Because we live in relational environments, the currency that governs those environments is emotion. But people, including pastors, tend to grapple awkwardly with the emotional roller coaster of compulsion, continuing to repeat the same relational dynamics. They continue with the same compulsive behaviors, hope for different, more emotionally satisfying outcomes, but generally achieve the same barren results. Furthermore, people tend to reenact the emotional climate of childhood in their contemporary relationships, making it easy to understand how emotionally charged marriage, family, and congregational relationships can become (Nichols, 1987). Marriage is the primary place where people reenact scenarios from childhood. Michal at first found David noble because of his heroism. However, when David ascended to the throne and reclaimed Michal, she considered him brutish and ignoble, traits that David probably feared about himself. The result was marital discord that left him open to an affair.

Marital conflict and lack of marital intimacy are highly correlated with sexual misconduct among pastors. In a scientific survey, 41 percent of pastors who acted out sexually acknowledged marital dissatisfaction, and 75 percent of pastors who had marital difficulties of five to twenty years’ duration were at risk for sexual misconduct (Johnston, 1996). Difficulties in the marriage are never a justification for sexual acting out behaviors on the part of clergy. The reality is that the pastoral marriage is a fishbowl where the couple acts out their marriage in front of the congregation. Eighty percent of pastors feel that the ministry is a hardship on their families. If a couple cannot have an emotional intimacy that is naked and unashamed, they often feel forced to hide that fact from their congregation. Thus, the clergy person's failure to address the festering discord in his marriage can explode in the crisis of misconduct. (See chapters 7–10 for issues relating to marriage and sexual misconduct.)

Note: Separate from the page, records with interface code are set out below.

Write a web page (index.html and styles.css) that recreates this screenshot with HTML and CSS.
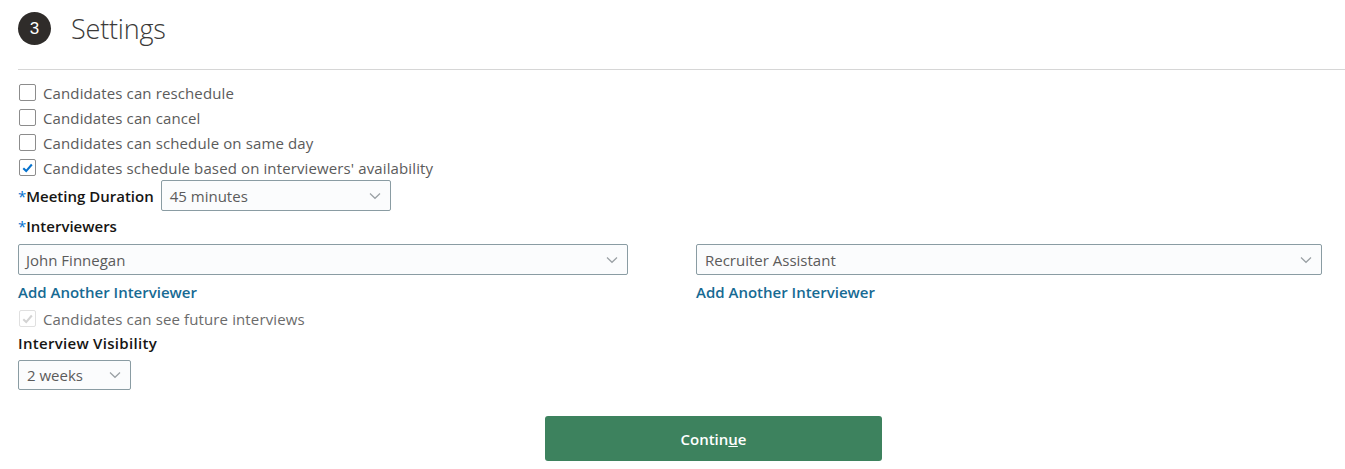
FILE: index.html
```html
<!DOCTYPE html>
<html>
<head>
<meta charset="utf-8">
<link rel="stylesheet" href="styles.css">
</head>
<body>
<div class="header">
  <span class="step">3</span>
  <h1 class="title">Settings</h1>
</div>
<div class="form">
  <div class="checks">
    <label class="check"><span class="box"></span><span class="check-text">Candidates can reschedule</span></label>
    <label class="check"><span class="box"></span><span class="check-text">Candidates can cancel</span></label>
    <label class="check"><span class="box"></span><span class="check-text">Candidates can schedule on same day</span></label>
    <label class="check"><span class="box checked"><svg viewBox="0 0 16 16" width="16" height="16"><path d="M3.5 8.3 L6.6 11.3 L12.6 4.3" fill="none" stroke="#0572ce" stroke-width="2.2"/></svg></span><span class="check-text">Candidates schedule based on interviewers' availability</span></label>
  </div>
  <div class="duration-row">
    <span class="label"><span class="req">*</span>Meeting Duration</span>
    <div class="select select-duration"><span>45 minutes</span><svg class="chev" viewBox="0 0 12 8" width="12" height="8"><path d="M1 1.5 L6 6.3 L11 1.5" fill="none" stroke="#9aa0a4" stroke-width="1.2"/></svg></div>
  </div>
  <div class="label block-label"><span class="req">*</span>Interviewers</div>
  <div class="interviewers">
    <div class="interviewer">
      <div class="select select-wide"><span>John Finnegan</span><svg class="chev" viewBox="0 0 12 8" width="12" height="8"><path d="M1 1.5 L6 6.3 L11 1.5" fill="none" stroke="#9aa0a4" stroke-width="1.2"/></svg></div>
      <a class="link">Add Another Interviewer</a>
    </div>
    <div class="interviewer">
      <div class="select select-wide"><span>Recruiter Assistant</span><svg class="chev" viewBox="0 0 12 8" width="12" height="8"><path d="M1 1.5 L6 6.3 L11 1.5" fill="none" stroke="#9aa0a4" stroke-width="1.2"/></svg></div>
      <a class="link">Add Another Interviewer</a>
    </div>
  </div>
  <label class="check disabled"><span class="box checked"><svg viewBox="0 0 16 16" width="16" height="16"><path d="M3.5 8.3 L6.6 11.3 L12.6 4.3" fill="none" stroke="#d3d3d3" stroke-width="2.2"/></svg></span><span class="check-text">Candidates can see future interviews</span></label>
  <div class="label block-label vis-label">Interview Visibility</div>
  <div class="select select-small"><span>2 weeks</span><svg class="chev" viewBox="0 0 12 8" width="12" height="8"><path d="M1 1.5 L6 6.3 L11 1.5" fill="none" stroke="#9aa0a4" stroke-width="1.2"/></svg></div>
  <div class="actions">
    <button class="continue">Contin<u>u</u>e</button>
  </div>
</div>
</body>
</html>
```

FILE: styles.css
```css
* { box-sizing: border-box; }
body {
  margin: 0;
  background: #fff;
  font-family: "Open Sans", "Noto Sans", sans-serif;
  color: #161513;
}
.header {
  display: flex;
  align-items: center;
  height: 70px;
  margin-left: 18px;
  padding-bottom: 12px;
  border-bottom: 1px solid #d6d6d6;
}
.step {
  width: 33px;
  height: 33px;
  border-radius: 50%;
  background: #2f2c2a;
  color: #fff;
  font-family: "Liberation Sans", sans-serif;
  font-size: 17px;
  display: flex;
  align-items: center;
  justify-content: center;
}
.title {
  margin: 0 0 0 20px;
  font-weight: 300;
  font-size: 27px;
  color: #3b3a39;
  letter-spacing: -0.2px;
}
.form {
  padding: 10px 0 0 18px;
}
.checks {
  display: flex;
  flex-direction: column;
}
.check {
  display: flex;
  align-items: center;
  height: 25px;
  font-size: 15px;
  color: #5b5b5b;
}
.check-text { letter-spacing: 0.12px; }
.box {
  width: 17px;
  height: 17px;
  border: 1px solid #8c8c8c;
  border-radius: 2px;
  background: #fff;
  margin: 0 7px 0 1px;
  display: flex;
  align-items: center;
  justify-content: center;
  flex: none;
}
.box svg { display: block; }
.check.disabled .box { border-color: #e0e0e0; }
.check.disabled .check-text { color: #6b6b6b; }
.duration-row {
  display: flex;
  align-items: center;
  height: 31px;
}
.label {
  font-size: 15px;
  font-weight: 600;
  color: #161513;
}
.req { color: #0572ce; font-weight: 400; }
.duration-row .label { margin-right: 7px; }
.select {
  display: flex;
  align-items: center;
  justify-content: space-between;
  height: 31px;
  border: 1px solid #8a9ca3;
  border-radius: 2px;
  background: #fbfcfd;
  padding: 0 9px 0 8px;
  font-size: 15px;
  color: #5b5b5b;
}
.select-duration { width: 230px; }
.select-wide { width: 610px; padding-left: 7px; }
.interviewers .interviewer:last-child .select-wide { width: 626px; padding-left: 8px; }
.select-small { width: 113px; height: 30px; }
.chev { flex: none; }
.block-label {
  height: 30px;
  display: flex;
  align-items: center;
}
.interviewers {
  display: flex;
  gap: 68px;
  margin-top: 3px;
}
.interviewer {
  display: flex;
  flex-direction: column;
}
.link {
  display: block;
  color: #176a93;
  font-size: 15px;
  font-weight: 600;
  margin-top: 7px;
  height: 20px;
  line-height: 20px;
}
.disabled { margin-top: 4px; }
.vis-label { height: 23px; margin-bottom: 6px; letter-spacing: 0.3px; }
.actions {
  display: flex;
  padding-left: 527px;
  margin-top: 26px;
}
.continue {
  width: 337px;
  height: 45px;
  border: none;
  border-radius: 3px;
  background: #3d825e;
  color: #fff;
  font-family: "Open Sans", "Noto Sans", sans-serif;
  font-weight: 600;
  font-size: 15px;
}
```
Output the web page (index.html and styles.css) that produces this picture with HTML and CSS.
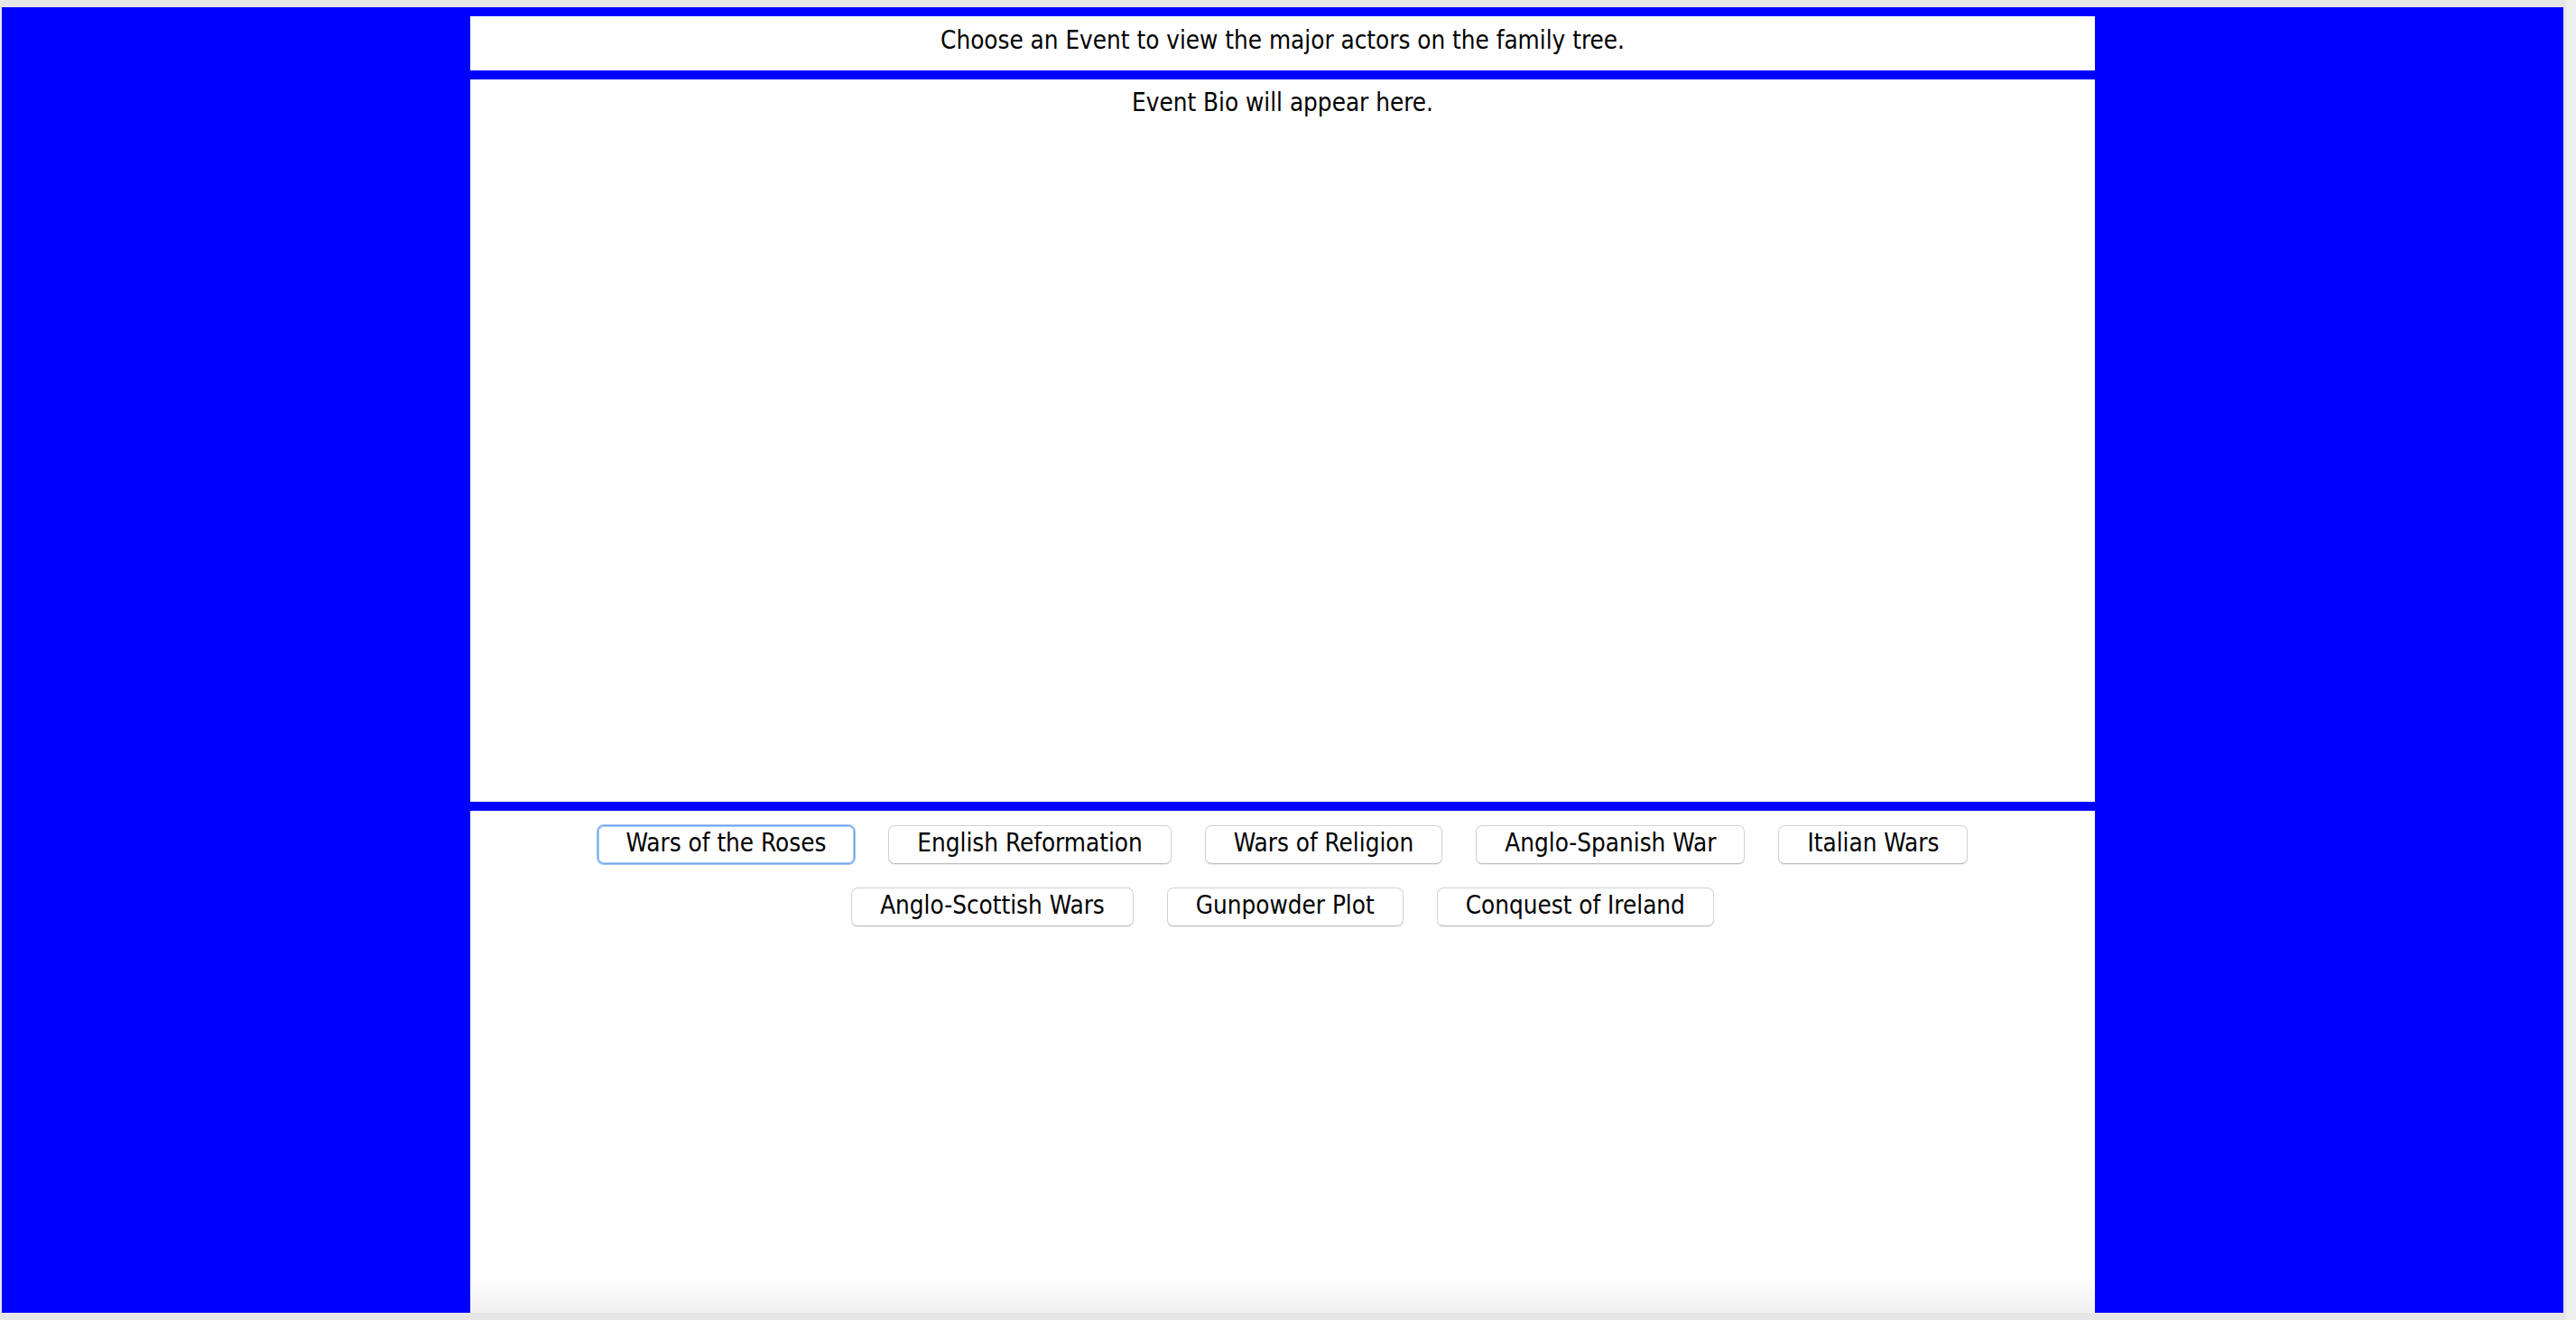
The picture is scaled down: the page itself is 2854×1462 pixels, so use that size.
FILE: index.html
```html
<!DOCTYPE html>
<html lang="en">
<head>
<meta charset="utf-8">
<title>Family Tree Events</title>
<link rel="stylesheet" href="styles.css">
</head>
<body>
  <div class="window">
    <main class="frame">
      <div class="column">
        <header class="panel prompt">Choose an Event to view the major actors on the family tree.</header>
        <section class="panel bio">Event Bio will appear here.</section>
        <section class="panel events">
          <div class="row">
            <button class="event-btn focused">Wars of the Roses</button>
            <button class="event-btn">English Reformation</button>
            <button class="event-btn">Wars of Religion</button>
            <button class="event-btn">Anglo-Spanish War</button>
            <button class="event-btn">Italian Wars</button>
          </div>
          <div class="row">
            <button class="event-btn">Anglo-Scottish Wars</button>
            <button class="event-btn">Gunpowder Plot</button>
            <button class="event-btn">Conquest of Ireland</button>
          </div>
        </section>
      </div>
    </main>
  </div>
</body>
</html>
```
FILE: styles.css
```css
html, body {
  margin: 0;
  padding: 0;
}

body {
  width: 2854px;
  height: 1462px;
  overflow: hidden;
  background: #e6e6e6;
  font-family: "DejaVu Sans Condensed", "DejaVu Sans", sans-serif;
  font-size: 27.6px;
  color: #000;
}

.window {
  box-sizing: border-box;
  height: 1462px;
  padding: 8px 14px 8px 2px;
  background: linear-gradient(to right, #e6e6e6 2843px, #efefef 2843px);
}

.frame {
  height: 100%;
  background: #0000ff;
  display: flex;
  justify-content: center;
}

.column {
  width: 1800px;
  display: flex;
  flex-direction: column;
  gap: 10px;
  padding-top: 10px;
}

.panel {
  background: #fff;
  box-sizing: border-box;
  text-align: center;
  line-height: 32px;
}

.prompt {
  height: 60px;
  padding-top: 11px;
}

.bio {
  height: 800px;
  padding-top: 10px;
}

.events {
  flex: 1;
  padding-top: 16px;
  display: flex;
  flex-direction: column;
  gap: 26px;
  background: linear-gradient(to bottom, #ffffff calc(100% - 40px), #f0f0f0 100%);
}

.row {
  display: flex;
  justify-content: center;
  gap: 37px;
}

.event-btn {
  font: inherit;
  line-height: 32px;
  color: #000;
  background: #fff;
  border: 1px solid #d2d2d2;
  border-bottom-color: #bdbdbd;
  border-radius: 7px;
  padding: 3px 31px 6px;
  box-shadow: 0 1px 1px rgba(0, 0, 0, 0.08);
  cursor: pointer;
}

.event-btn.focused {
  border-color: #6fa6ec;
  box-shadow: 0 0 0 1px #9cc4f6, inset 0 0 0 1px #a9cbf6;
}
```
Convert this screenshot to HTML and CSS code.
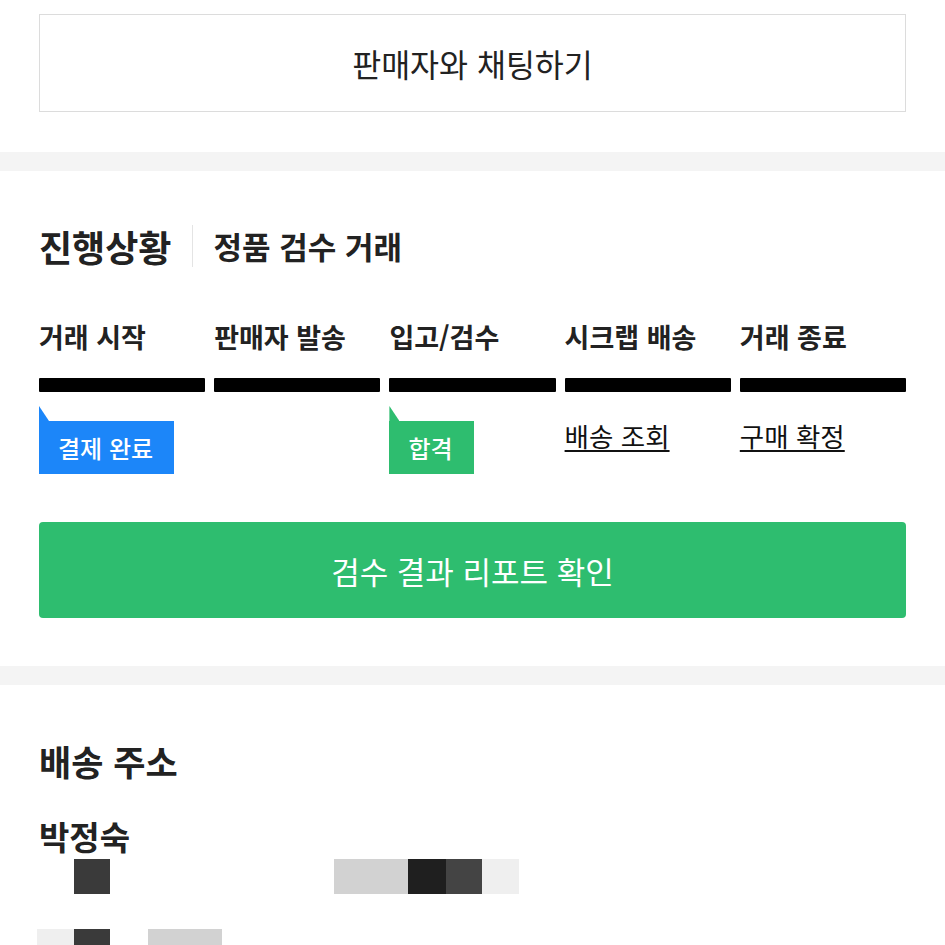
FILE: index.html
```html
<!DOCTYPE html>
<html lang="ko">
<head>
  <meta charset="UTF-8" />
  <meta name="viewport" content="width=device-width, initial-scale=1.0"/>
  <title>거래 상세</title>
  <link rel="stylesheet" href="styles.css">
</head>
<body>

  <section class="block chat-block">
    <button class="chat-btn">판매자와 채팅하기</button>
  </section>

  <div class="band"></div>

  <section class="block progress-block">
    <h2 class="progress-title">
      <span>진행상황</span>
      <span class="sep"></span>
      <span class="type">정품 검수 거래</span>
    </h2>

    <div class="steps">
      <div class="step">
        <div class="step-label">거래 시작</div>
        <div class="bar"></div>
        <div class="status">
          <div class="badge blue"><i class="tail"></i><span>결제 완료</span></div>
        </div>
      </div>
      <div class="step">
        <div class="step-label">판매자 발송</div>
        <div class="bar"></div>
        <div class="status"></div>
      </div>
      <div class="step">
        <div class="step-label">입고/검수</div>
        <div class="bar"></div>
        <div class="status">
          <div class="badge green"><i class="tail"></i><span>합격</span></div>
        </div>
      </div>
      <div class="step">
        <div class="step-label">시크랩 배송</div>
        <div class="bar"></div>
        <div class="status"><a class="step-link" href="#">배송 조회</a></div>
      </div>
      <div class="step">
        <div class="step-label">거래 종료</div>
        <div class="bar"></div>
        <div class="status"><a class="step-link" href="#">구매 확정</a></div>
      </div>
    </div>

    <button class="report-btn">검수 결과 리포트 확인</button>
  </section>

  <div class="band"></div>

  <section class="block address-block">
    <h2 class="address-title">배송 주소</h2>
    <div class="name">박정숙</div>
    <div class="redact row1">
      <span class="r dark" style="width:36px"></span>
      <span class="r none" style="width:224px"></span>
      <span class="r light" style="width:74px"></span>
      <span class="r black" style="width:38px"></span>
      <span class="r mid" style="width:36px"></span>
      <span class="r pale" style="width:37px"></span>
    </div>
    <div class="redact row2">
      <span class="r pale" style="width:37px"></span>
      <span class="r dark" style="width:36px"></span>
      <span class="r none" style="width:38px"></span>
      <span class="r light" style="width:74px"></span>
    </div>
  </section>

</body>
</html>
```

FILE: styles.css
```css
body {
  margin: 0;
  padding: 0;
  background: #fff;
  color: #222;
  font-family: "Noto Sans CJK KR", "Noto Sans", sans-serif;
  overflow: hidden;
}

.block {
  padding: 0 39px;
}

.band {
  height: 19px;
  background: #f4f4f4;
}

/* chat */
.chat-block {
  padding-top: 14px;
  padding-bottom: 40px;
}

.chat-btn {
  display: block;
  width: 100%;
  height: 98px;
  background: #fff;
  border: 1px solid #dcdcdc;
  font-family: inherit;
  font-size: 31.5px;
  color: #222;
  padding: 0;
}

/* progress */
.progress-block {
  padding-top: 55px;
  padding-bottom: 48px;
}

.progress-title {
  display: flex;
  align-items: center;
  margin: 0;
  height: 40px;
  font-size: 36px;
  font-weight: 700;
  line-height: 40px;
}

.progress-title .sep {
  width: 1px;
  height: 42px;
  background: #e4e4e4;
  margin: 0 20px 0 21px;
}

.progress-title .type {
  font-size: 31px;
  font-weight: 600;
}

.steps {
  display: grid;
  grid-template-columns: repeat(5, 1fr);
  gap: 9px;
  margin-top: 56px;
}

.step-label {
  font-size: 27px;
  font-weight: 700;
  line-height: 30px;
  height: 30px;
  white-space: nowrap;
}

.bar {
  height: 14px;
  margin-top: 26px;
  background: #000;
  border-radius: 1px;
}

.status {
  height: 72px;
  margin-top: 10px;
}

.badge {
  display: inline-flex;
  flex-direction: column;
  align-items: flex-start;
}

.badge .tail {
  display: block;
  width: 10px;
  height: 15px;
  clip-path: polygon(0 0, 100% 100%, 0 100%);
}

.badge span {
  display: block;
  height: 53px;
  line-height: 53px;
  padding: 0 21px 0 19px;
  color: #fff;
  font-size: 24px;
  font-weight: 500;
}

.badge.blue .tail,
.badge.blue span {
  background: #1c86f9;
}

.badge.green .tail,
.badge.green span {
  background: #2ebd6f;
}

.step-link {
  display: inline-block;
  margin-top: 19px;
  font-size: 26.5px;
  line-height: 30px;
  color: #111;
  text-decoration: underline;
  text-underline-offset: 3px;
  text-decoration-thickness: 2px;
}

.report-btn {
  display: block;
  width: 100%;
  height: 96px;
  margin-top: 48px;
  background: #2ebd6f;
  border: none;
  border-radius: 4px;
  color: #fff;
  font-family: inherit;
  font-size: 31px;
  padding: 0;
}

/* address */
.address-block {
  padding-top: 56px;
}

.address-title {
  margin: 0;
  font-size: 35px;
  font-weight: 700;
  line-height: 40px;
}

.name {
  margin-top: 37px;
  font-size: 33px;
  font-weight: 600;
  line-height: 36px;
}

.redact {
  display: flex;
}

.redact.row1 {
  margin-top: 5px;
  margin-left: 35px;
  height: 35px;
}

.redact.row2 {
  margin-top: 35px;
  margin-left: -2px;
  height: 20px;
}

.r {
  display: block;
  height: 100%;
}

.r.dark { background: #3a3a3a; }
.r.black { background: #1f1f1f; }
.r.mid { background: #444; }
.r.light { background: #d2d2d2; }
.r.pale { background: #efefef; }
.r.none { background: transparent; }
```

The personal consequences for David and Bathsheba were deadly (the death of their child for the death of Uriah), but the corporate consequences for Israel were catastrophic. As a direct result of David’s acts, rebellion broke out in the land. Absalom, the handpicked successor to the throne, was a dynamic and charismatic individual—making him exactly the wrong person to follow after David. He continued the corruption that David had started with avarice and pride. In the end, he and his rebellion were put down at great cost to everyone.

Churches themselves can be petri dishes that breed dysfunction. Steinke (2006) has noted that congregations can carry viruses of secrecy, gossip, deceit, complicity, and murmuring. One church called in a consultant to assess the life of the Church following the revelation that its pastor had multiple affairs. As the consultant interviewed members of the church and staff he found that, in fact, several of the elders’ wives had been among those who had affairs with the pastor. The elders as a board were in various stages of anger and denial with one another. Among the consultant’s recommendations to the church was that the entire elders board step down and a new board be elected. The board refused this prescription. The sad denouement of this church’s story is that they went on to hire a youth minister who had sexual relationships with several of the girls from the high school ministry. Viruses seek to replicate themselves, have no boundaries, go where they don’t belong, have no life of their own, and feed off of the host (Steinke, 2006). When all of the players—pastor, spouse, parishioners, counselees, and staff members—are playing out primitive scenarios from childhood, the complexities can create environments ripe for sexual misconduct. Examples abound of churches who suffered and sometimes died as a consequence of clergy sexual misconduct. A church with a large congregation of several thousand in Southern California took years to shrivel and die on the vine as a direct result of the pastor’s indiscretion and how it was mishandled.